Über einen Doppelklick auf eine Datei in der Projektansicht (oder über die verschiedenen Menüs) öffnet sich der Quellcode-Editor. Dieser besitzt die üblichen Features inkl. Syntax-Highlighting und Textsuche mit regulären Ausdrücken.

Open Watcom - Edit-Button Open Watcom - Text Editor

Debuggen

Nach dem Klick auf den "Local Debug"-Button (bzw. "Targets"/"Local Debug" oder Strg+D) wird das Programm ausgeführt und sofort in der ersten Zeile von WinMain angehalten. Ich habe noch nicht viel mit dem Debugger gearbeitet, aber auf den ersten Blick sieht er recht ordentlich aus. Im Screenshot wurde das Programm beim Verarbeiten von WM_PAINT angehalten um zu demonstrieren, wie eine Struktur dargestellt wird.

Sehr hübsch ist auch der Splash-Screen, der bei heutigen Ladezeiten viel zu kurz zu sehen ist.

Open Watcom - Debug-Button Open Watcom - Debugger Open Watcom - Debugger-Splash-Screen

Window Messages beobachten

Open Watcom - Spy

Der "Spy" ist ein sehr nützliches Hilfsmittel zur Fehlersuche, mit dem die Window Messages, die an ein bestimmtes Fenster gesendet werden, sichtbar gemacht werden können. Um die Ausgabe übersichtlicher zu gestalten können Filter definiert werden, die nur bestimmte Nachrichten oder Gruppen von Nachrichten (z.B. alle Maus- oder Clipboard-Nachrichten) passieren lassen.

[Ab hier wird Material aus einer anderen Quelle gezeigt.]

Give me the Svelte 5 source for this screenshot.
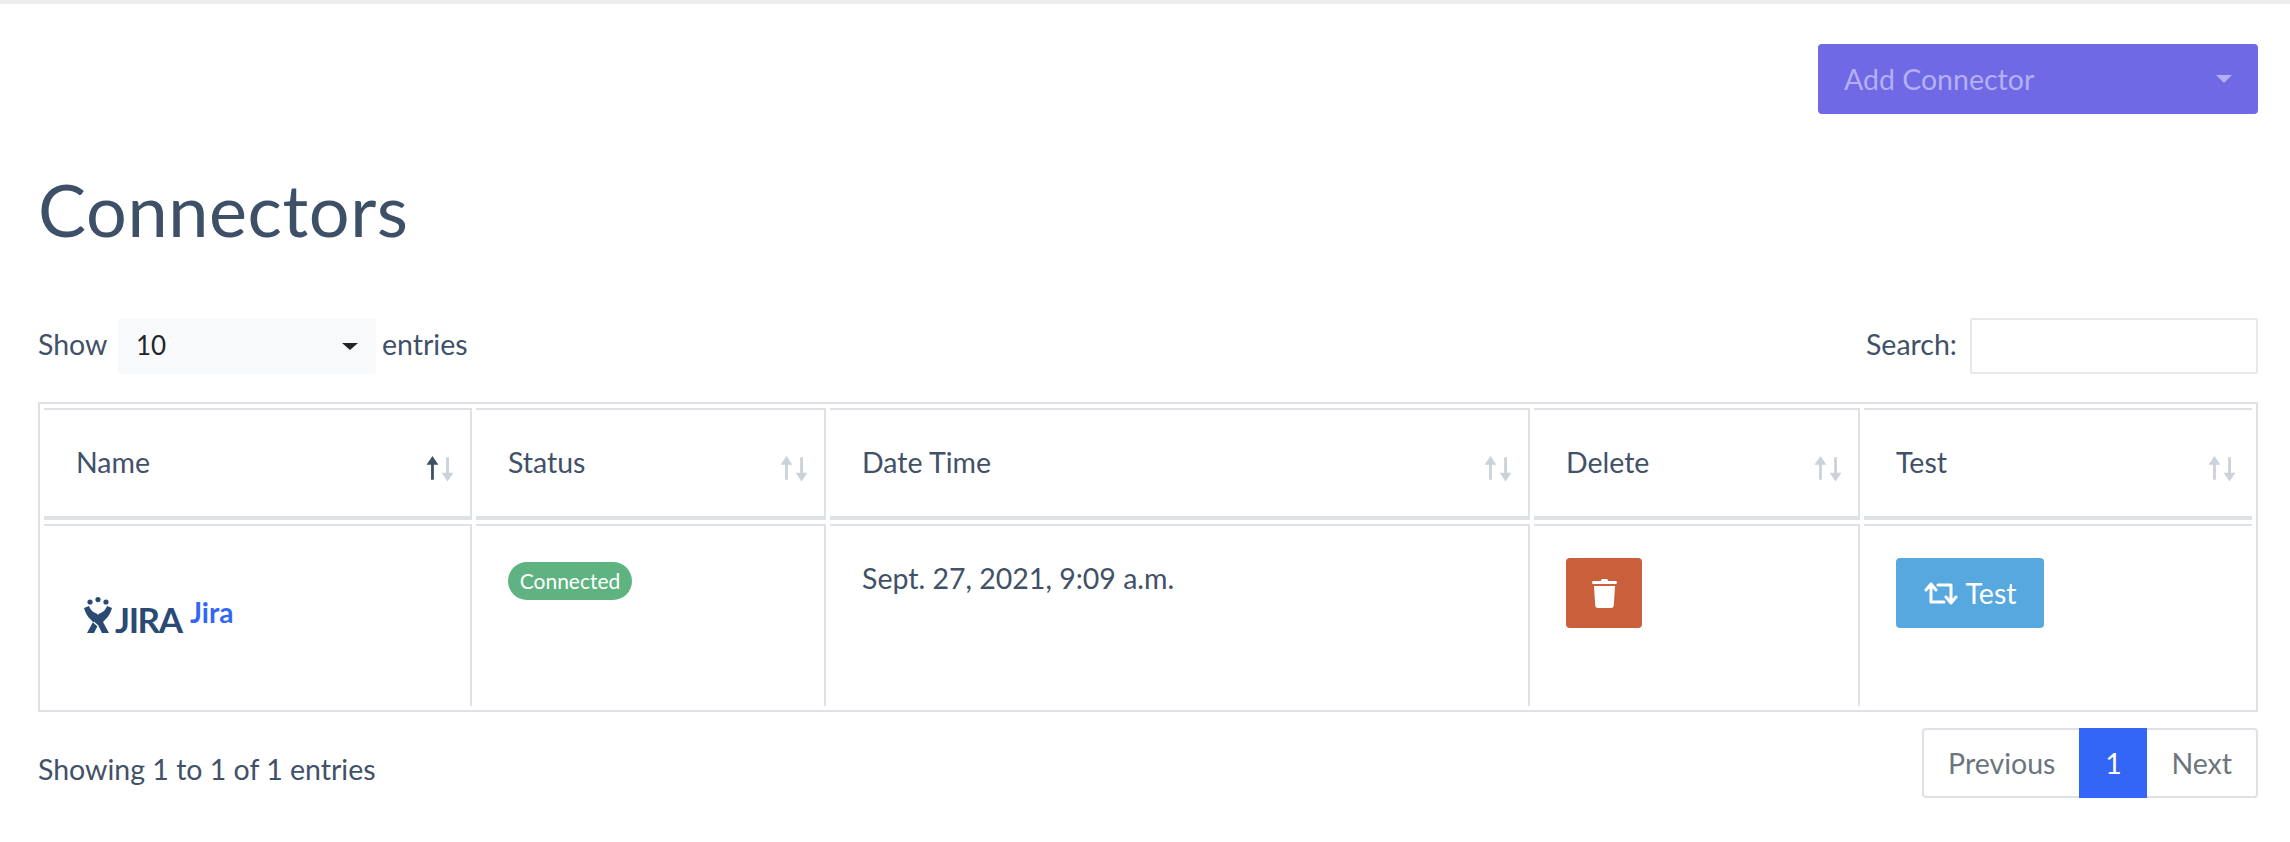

Außerdem können die Nachrichtenprotokolle gespeichert und somit bequem gegeneinander verglichen werden.

Der Spy kann über "Actions"/"Spy" gestartet werden, oder manuell über WSPY.EXE.

Profiling

Open Watcom bietet auch Unterstützung für Sampling und Profiling. Beim Sampling wird das untersuchte Programm in (halbwegs) regelmäßigen Intervallen unterbrochen und die jeweils aktuelle Position im Programmcode aufgezeichnet. Die so entstehenden Sample-Dateien können später mit dem Profiler grafisch dargestellt werden um herauszufinden, wie oft das Programm an welcher Stelle "erwischt" wurde. Mit dieser Information kann darauf geschlossen werden, in welchen Programmteilen die meiste Laufzeit verbracht wird, wo sich also eine Optimierung am ehesten lohnt.